Jonathan Demme made this misbegotten Hitchcockian thriller between HANDLE WITH CARE (aka CITIZEN’S BAND)/’77 and MELVIN AND HOWARD/’80, two humanist dramedies so welcoming, nonjudgemental & alive with political/cultural savvy they seemed to herald an American Jean Renoir. It never happened. Instead, Demme became ONE: A man of many politically correct interests & causes; OR TWO: A politically correct filmmaker without focus.  Whichever camp you fall into, much of his once edgy work now looks prematurely dulled.  No chance of the reverse happening here!; LAST EMBRACE is almost shockingly inept. Loaded with Hitchcockian winks (think VERTIGO/’58; SABOTEUR/'42; NORTH BY NORTHWEST/’59), it has Roy Scheider as a wet whippet tracking down the person (or entity) out to get him. As his mysterious helpmate/femme fatale, Janet Margolin is a lost cause with exposed breasts, while a supporting cast of (then) little known stage actors (Christopher Walken, John Glover, Mandy Patinkin, all handpicked by young casting agent Scott Rudin) overact miserably. At least, Miklós Rózsa shows up to score the thing, but he’s in retread mode, far less effective than his late work before & after this.
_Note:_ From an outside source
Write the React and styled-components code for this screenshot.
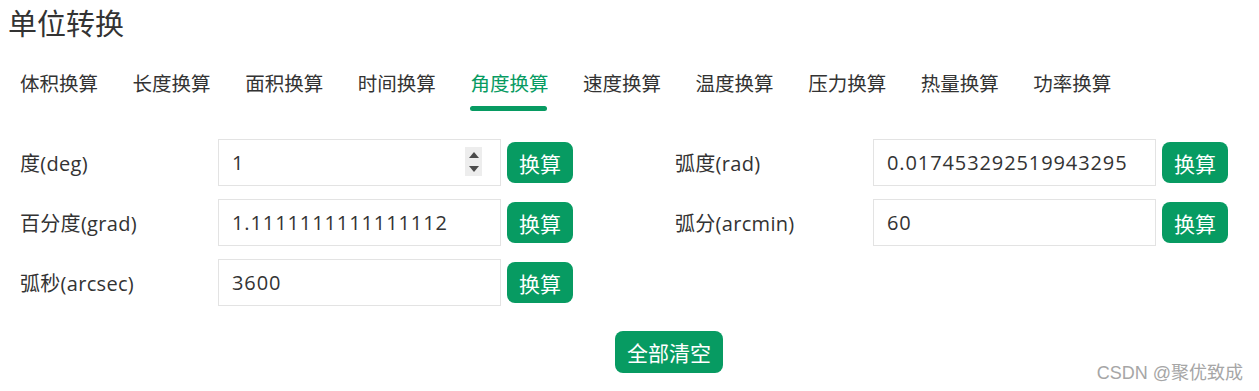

Worst of all, inexplicably so, regular Demme lenser Tak Fujimoto finds new, inappropriate shooting styles for every scene. Any way you slice it, the film is, at best, a needless mediocrity.

WATCH THIS, NOT THAT: Scheider’s next Hitchcock manqué, Robert Benton’s STILL OF THE NIGHT/’82 (co-starring Meryl Streep), was merely disappointing.